There will be settings, Sudhir notes, where the dangers of any data loss or sharing are so great that consumers will not be willing to share data at all. But, he says, “the good news with GDPR is that the need to obtain explicit consent to collect and share data means that consumers can confidently engage in trade of goods and services, assured that no data is exchanged at all. This is good for consumers, companies, and the economy as a whole.”

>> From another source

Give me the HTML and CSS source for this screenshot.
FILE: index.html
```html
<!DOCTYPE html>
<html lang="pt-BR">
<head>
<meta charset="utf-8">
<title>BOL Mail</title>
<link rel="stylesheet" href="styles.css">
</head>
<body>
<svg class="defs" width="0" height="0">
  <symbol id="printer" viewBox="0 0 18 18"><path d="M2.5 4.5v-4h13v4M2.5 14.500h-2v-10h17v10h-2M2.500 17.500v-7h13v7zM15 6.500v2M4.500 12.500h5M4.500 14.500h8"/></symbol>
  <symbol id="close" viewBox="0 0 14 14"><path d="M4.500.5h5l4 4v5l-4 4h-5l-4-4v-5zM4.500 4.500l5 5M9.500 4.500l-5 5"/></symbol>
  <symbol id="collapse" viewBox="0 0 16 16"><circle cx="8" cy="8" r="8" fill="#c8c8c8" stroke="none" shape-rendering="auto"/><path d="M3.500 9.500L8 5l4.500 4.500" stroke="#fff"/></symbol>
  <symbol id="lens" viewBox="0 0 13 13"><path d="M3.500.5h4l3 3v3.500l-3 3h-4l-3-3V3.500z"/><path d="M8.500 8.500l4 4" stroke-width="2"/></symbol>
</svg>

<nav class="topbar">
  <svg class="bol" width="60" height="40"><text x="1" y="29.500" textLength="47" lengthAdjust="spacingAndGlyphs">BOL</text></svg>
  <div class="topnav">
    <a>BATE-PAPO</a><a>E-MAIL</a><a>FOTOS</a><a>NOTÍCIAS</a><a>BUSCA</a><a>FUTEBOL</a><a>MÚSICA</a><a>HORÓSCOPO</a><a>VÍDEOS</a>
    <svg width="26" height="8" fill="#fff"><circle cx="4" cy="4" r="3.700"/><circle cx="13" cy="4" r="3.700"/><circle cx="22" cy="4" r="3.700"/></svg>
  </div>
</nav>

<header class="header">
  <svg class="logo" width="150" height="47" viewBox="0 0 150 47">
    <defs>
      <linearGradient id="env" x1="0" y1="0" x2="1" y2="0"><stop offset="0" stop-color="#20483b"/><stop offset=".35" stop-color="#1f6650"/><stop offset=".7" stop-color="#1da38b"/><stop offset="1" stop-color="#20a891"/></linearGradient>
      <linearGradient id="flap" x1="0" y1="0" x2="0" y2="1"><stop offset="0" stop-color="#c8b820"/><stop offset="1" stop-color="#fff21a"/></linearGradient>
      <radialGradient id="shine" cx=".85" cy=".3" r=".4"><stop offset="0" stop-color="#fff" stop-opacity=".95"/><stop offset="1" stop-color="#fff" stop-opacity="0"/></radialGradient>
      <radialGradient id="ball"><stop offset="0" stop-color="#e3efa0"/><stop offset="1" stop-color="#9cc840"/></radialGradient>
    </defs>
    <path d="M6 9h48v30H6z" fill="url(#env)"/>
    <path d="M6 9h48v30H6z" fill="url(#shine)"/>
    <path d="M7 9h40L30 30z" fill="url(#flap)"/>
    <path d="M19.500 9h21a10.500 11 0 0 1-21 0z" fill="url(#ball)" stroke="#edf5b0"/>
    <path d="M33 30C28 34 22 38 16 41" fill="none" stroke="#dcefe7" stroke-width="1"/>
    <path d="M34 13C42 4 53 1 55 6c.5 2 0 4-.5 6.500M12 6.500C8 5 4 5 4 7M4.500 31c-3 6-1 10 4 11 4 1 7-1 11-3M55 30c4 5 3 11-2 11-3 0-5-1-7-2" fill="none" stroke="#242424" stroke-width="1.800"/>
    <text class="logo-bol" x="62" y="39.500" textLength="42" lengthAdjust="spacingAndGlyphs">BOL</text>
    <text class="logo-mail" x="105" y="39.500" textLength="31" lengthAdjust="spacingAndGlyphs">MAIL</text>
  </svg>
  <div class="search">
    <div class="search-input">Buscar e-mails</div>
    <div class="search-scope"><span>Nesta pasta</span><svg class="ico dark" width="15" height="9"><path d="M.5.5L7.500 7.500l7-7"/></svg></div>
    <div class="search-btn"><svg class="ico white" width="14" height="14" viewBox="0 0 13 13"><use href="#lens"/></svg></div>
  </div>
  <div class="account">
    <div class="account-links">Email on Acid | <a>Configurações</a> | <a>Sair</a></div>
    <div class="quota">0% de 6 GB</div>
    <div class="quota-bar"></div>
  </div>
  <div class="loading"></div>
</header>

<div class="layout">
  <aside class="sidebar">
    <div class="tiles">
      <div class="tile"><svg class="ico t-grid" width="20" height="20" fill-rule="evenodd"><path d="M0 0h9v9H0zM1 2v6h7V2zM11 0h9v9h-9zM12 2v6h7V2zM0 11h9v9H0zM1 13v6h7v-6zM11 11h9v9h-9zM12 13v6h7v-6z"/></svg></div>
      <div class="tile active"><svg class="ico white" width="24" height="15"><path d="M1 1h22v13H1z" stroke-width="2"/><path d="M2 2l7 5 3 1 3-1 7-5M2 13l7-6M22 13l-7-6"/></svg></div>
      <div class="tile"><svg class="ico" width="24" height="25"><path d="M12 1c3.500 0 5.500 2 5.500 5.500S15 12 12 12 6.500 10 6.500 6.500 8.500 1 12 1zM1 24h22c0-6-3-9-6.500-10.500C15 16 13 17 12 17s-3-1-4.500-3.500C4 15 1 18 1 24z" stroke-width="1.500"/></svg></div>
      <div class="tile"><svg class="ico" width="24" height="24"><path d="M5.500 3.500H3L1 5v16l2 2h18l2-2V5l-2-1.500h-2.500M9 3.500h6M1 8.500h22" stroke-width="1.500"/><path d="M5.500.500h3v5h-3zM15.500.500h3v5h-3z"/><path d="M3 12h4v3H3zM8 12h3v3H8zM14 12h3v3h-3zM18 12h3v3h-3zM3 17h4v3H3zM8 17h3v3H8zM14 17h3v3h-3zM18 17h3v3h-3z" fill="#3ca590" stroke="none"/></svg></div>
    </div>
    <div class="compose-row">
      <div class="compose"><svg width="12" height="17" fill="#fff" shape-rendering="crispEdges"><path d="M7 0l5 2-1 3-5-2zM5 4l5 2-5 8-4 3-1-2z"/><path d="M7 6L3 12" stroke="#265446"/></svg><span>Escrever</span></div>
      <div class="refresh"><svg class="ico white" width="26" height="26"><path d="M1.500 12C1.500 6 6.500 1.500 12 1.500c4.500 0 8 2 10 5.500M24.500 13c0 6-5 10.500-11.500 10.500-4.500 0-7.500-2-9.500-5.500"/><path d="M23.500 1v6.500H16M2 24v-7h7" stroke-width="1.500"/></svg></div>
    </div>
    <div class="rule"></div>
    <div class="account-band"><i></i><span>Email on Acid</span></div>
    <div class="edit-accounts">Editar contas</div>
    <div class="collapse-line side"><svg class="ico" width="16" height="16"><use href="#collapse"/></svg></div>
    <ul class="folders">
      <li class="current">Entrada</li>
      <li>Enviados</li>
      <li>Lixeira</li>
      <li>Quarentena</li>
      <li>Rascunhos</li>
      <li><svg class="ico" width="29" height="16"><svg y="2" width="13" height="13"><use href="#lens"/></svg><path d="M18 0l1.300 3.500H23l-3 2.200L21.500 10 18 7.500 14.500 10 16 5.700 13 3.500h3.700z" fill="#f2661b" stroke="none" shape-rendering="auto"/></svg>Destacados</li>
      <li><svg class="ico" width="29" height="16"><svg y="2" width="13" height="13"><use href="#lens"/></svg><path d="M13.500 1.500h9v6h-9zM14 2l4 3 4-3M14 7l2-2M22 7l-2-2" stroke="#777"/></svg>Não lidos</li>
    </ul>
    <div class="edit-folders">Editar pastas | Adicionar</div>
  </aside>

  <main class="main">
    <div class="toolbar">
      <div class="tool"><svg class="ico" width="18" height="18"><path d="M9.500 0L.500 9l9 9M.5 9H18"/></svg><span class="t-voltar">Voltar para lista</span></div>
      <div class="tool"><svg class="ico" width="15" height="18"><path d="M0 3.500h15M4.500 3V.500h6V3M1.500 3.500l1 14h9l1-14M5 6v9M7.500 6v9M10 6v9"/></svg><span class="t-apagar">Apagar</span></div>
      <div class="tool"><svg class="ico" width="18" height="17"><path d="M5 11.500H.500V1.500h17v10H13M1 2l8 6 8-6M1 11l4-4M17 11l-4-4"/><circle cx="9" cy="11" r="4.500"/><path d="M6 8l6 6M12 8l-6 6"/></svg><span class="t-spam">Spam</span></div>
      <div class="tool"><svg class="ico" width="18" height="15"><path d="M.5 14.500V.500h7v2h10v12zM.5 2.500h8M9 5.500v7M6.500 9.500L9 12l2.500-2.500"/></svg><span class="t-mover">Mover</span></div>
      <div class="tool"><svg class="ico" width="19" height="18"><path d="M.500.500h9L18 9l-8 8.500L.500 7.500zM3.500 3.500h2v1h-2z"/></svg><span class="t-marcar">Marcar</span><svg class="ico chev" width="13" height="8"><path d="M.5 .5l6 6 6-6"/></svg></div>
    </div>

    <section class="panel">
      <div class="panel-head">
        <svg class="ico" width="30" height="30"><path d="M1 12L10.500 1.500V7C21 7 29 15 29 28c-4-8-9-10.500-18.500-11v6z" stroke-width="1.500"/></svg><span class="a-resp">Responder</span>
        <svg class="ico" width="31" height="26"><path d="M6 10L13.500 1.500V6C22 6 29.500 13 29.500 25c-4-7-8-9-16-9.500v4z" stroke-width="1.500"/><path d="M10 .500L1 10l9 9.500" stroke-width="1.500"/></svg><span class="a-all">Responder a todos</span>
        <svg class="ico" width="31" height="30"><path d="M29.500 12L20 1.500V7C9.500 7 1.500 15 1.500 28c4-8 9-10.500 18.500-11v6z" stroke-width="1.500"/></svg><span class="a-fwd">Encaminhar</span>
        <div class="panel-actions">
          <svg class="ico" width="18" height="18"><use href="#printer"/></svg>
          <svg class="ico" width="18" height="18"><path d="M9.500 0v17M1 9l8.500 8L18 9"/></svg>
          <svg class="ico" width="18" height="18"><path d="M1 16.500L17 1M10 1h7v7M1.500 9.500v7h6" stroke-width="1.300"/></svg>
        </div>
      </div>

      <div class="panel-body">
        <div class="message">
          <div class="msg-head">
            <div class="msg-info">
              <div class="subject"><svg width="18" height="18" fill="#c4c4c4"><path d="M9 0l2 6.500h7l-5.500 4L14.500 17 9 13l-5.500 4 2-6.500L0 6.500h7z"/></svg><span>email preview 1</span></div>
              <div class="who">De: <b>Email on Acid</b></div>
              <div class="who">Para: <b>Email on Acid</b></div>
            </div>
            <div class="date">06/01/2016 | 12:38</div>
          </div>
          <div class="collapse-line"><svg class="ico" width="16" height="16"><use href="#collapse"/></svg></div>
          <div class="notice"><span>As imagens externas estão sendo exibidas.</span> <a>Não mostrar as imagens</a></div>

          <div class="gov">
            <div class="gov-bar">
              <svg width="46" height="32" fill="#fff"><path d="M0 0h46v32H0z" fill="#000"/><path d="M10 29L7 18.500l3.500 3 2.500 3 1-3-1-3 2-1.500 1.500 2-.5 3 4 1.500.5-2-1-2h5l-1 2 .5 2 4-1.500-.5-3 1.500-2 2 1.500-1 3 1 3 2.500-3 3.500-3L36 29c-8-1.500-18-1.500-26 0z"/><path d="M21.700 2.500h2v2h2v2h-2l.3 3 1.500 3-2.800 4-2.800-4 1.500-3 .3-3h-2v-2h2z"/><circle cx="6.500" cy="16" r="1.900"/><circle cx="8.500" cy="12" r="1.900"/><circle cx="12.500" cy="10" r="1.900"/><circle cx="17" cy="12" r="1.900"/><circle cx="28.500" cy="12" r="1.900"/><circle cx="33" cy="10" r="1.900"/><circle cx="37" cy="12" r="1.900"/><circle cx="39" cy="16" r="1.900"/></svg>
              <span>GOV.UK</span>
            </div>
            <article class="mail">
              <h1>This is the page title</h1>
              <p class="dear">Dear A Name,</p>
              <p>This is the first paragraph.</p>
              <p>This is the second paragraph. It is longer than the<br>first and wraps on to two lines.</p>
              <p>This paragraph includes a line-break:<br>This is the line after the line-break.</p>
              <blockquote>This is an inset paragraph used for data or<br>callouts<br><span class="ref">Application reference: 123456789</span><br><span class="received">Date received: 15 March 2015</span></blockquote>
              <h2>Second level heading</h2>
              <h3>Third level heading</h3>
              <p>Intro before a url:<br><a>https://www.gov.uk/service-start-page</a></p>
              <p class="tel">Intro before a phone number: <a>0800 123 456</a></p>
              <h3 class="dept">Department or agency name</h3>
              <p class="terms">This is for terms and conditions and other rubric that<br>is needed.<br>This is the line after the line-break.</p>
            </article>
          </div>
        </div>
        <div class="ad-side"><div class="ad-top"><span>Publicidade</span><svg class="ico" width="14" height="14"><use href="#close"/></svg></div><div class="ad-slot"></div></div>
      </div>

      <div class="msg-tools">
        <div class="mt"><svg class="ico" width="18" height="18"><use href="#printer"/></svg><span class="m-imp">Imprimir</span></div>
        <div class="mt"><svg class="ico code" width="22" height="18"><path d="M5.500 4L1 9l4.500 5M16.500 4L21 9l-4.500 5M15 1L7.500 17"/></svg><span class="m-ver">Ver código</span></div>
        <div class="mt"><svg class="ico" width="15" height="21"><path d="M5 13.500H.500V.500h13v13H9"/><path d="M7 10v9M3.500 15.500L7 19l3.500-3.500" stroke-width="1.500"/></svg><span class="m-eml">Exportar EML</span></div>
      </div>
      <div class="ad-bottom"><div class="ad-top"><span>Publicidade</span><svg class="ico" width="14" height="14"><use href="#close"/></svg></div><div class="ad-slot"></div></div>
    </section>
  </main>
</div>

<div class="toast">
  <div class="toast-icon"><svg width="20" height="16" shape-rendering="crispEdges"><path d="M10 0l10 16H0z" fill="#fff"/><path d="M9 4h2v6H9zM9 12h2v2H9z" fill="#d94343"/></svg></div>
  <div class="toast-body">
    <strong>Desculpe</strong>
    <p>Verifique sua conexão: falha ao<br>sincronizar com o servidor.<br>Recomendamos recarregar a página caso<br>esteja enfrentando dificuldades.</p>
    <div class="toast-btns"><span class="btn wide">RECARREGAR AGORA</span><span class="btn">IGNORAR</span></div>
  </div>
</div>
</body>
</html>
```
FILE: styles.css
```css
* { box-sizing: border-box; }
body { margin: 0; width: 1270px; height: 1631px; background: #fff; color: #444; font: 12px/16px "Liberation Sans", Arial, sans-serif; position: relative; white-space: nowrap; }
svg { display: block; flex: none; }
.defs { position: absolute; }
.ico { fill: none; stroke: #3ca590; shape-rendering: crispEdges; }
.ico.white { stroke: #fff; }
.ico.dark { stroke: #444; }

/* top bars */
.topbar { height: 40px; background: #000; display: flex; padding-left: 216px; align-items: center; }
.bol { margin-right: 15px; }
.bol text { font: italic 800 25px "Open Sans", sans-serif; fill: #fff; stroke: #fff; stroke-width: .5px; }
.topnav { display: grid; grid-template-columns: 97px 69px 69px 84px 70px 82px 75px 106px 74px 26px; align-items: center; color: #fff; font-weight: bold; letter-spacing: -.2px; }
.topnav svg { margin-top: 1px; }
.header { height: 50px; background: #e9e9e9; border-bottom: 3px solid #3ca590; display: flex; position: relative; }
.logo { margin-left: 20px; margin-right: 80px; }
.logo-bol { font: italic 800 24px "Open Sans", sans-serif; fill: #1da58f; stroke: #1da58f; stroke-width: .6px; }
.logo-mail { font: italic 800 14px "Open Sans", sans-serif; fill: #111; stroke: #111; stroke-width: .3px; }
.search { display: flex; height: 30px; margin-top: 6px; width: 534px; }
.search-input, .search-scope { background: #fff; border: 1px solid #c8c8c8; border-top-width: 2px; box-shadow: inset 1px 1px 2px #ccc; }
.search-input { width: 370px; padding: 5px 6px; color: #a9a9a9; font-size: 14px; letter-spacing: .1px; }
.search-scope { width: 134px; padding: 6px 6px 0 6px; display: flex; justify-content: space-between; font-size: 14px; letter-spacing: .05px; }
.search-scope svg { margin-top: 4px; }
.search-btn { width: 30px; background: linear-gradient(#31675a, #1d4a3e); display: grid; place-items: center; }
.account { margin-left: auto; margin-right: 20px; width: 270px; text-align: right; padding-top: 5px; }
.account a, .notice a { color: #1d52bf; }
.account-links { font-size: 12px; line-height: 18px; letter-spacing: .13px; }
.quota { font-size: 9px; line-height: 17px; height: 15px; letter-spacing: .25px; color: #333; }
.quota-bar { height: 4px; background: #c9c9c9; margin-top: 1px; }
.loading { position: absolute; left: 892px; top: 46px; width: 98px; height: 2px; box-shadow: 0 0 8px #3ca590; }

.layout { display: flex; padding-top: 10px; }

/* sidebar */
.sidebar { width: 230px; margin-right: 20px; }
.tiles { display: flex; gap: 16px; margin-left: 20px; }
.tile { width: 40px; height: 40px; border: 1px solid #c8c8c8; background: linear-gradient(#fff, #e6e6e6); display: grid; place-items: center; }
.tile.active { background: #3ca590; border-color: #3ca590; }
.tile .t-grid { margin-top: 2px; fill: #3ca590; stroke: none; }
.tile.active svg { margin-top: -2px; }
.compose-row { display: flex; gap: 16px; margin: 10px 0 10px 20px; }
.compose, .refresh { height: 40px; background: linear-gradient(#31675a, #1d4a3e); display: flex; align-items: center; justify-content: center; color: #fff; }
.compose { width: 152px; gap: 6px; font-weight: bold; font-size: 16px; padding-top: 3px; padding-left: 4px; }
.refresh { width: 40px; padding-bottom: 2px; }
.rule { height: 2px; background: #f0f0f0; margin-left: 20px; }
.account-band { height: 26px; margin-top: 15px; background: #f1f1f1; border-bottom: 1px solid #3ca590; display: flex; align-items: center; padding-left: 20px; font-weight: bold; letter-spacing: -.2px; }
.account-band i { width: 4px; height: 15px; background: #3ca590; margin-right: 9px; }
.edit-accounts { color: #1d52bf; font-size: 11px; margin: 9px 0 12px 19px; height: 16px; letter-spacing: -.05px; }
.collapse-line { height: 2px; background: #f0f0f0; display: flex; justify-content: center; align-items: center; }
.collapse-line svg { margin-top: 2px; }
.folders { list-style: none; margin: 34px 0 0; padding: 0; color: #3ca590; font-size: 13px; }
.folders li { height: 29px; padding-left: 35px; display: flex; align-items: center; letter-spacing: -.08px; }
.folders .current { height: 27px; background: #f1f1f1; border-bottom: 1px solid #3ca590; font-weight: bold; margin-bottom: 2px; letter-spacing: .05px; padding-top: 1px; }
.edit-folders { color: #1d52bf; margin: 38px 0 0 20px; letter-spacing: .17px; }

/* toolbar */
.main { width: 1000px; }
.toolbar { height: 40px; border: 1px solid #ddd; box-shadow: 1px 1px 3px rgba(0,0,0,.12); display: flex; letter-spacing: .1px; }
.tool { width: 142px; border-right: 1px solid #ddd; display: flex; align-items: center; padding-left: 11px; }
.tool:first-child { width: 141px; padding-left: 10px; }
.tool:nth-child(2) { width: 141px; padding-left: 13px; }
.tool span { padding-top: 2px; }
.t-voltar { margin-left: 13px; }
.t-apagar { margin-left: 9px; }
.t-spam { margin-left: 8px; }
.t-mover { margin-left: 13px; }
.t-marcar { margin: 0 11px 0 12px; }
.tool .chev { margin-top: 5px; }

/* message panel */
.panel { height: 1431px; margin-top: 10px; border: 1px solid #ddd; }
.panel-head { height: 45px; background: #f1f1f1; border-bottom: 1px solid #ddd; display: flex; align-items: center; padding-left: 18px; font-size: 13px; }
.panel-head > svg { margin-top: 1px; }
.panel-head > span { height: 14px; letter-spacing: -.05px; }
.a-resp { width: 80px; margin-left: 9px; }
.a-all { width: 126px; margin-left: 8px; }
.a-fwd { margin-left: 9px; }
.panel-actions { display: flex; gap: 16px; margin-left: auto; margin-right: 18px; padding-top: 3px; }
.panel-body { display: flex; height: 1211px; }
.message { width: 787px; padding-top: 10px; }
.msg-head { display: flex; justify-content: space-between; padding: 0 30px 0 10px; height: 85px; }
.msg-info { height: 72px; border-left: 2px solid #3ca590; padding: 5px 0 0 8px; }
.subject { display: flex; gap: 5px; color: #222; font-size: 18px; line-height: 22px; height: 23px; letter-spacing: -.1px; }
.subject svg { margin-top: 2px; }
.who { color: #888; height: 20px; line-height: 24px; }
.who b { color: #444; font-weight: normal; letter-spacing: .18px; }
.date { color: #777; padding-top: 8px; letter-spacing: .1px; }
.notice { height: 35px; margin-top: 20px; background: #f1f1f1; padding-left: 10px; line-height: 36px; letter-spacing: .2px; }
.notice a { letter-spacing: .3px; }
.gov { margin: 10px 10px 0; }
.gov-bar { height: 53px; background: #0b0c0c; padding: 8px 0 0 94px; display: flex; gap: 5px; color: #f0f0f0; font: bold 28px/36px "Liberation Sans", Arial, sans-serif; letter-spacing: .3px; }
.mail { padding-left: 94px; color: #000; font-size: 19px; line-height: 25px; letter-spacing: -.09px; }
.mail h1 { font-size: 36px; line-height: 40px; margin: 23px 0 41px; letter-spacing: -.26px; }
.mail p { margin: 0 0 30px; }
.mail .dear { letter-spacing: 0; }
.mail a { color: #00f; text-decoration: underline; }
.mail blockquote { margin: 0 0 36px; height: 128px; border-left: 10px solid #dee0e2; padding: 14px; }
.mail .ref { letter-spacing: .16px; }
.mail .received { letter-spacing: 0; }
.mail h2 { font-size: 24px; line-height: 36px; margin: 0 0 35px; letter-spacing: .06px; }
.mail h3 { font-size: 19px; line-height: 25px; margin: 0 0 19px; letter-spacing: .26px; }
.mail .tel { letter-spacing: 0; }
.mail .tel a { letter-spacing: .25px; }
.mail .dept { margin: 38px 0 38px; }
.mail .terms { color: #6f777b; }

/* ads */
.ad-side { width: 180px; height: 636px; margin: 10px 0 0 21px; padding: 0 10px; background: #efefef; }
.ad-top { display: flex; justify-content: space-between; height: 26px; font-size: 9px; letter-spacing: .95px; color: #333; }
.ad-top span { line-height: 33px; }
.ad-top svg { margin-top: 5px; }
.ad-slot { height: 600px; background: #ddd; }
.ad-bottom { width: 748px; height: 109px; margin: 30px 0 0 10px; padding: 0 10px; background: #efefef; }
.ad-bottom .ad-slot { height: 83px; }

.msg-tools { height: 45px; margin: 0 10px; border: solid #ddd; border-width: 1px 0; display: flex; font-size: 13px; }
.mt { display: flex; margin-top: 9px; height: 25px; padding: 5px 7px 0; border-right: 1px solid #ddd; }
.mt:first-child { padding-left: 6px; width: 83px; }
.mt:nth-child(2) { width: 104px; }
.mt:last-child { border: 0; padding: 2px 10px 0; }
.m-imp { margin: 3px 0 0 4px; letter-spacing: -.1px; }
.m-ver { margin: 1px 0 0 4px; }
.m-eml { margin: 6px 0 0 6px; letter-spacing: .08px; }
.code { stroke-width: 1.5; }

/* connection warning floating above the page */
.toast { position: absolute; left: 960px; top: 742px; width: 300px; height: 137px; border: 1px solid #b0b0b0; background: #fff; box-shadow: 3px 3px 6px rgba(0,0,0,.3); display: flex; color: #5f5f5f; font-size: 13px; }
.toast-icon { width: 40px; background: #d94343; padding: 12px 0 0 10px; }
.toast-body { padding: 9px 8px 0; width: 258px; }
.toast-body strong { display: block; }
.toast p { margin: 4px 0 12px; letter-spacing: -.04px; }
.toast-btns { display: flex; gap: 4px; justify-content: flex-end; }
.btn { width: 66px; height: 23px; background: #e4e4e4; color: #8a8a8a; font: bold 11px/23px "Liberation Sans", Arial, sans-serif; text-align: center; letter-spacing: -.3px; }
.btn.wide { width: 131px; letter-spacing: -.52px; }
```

The model and the results can help policymakers think through and predict the impact of alternative regulations in real-world circumstances, according to Sudhir. “Overall, our findings suggest that the privacy rights under GDPR is likely to prove useful to companies in different industries, the more they are willing to invest in different aspects of data security,” he says. “The GDPR essentially helps to create more trust so that more consumers will choose to share data. Their choice is not just a result of privacy rights, but the complementary regulations promising data security.”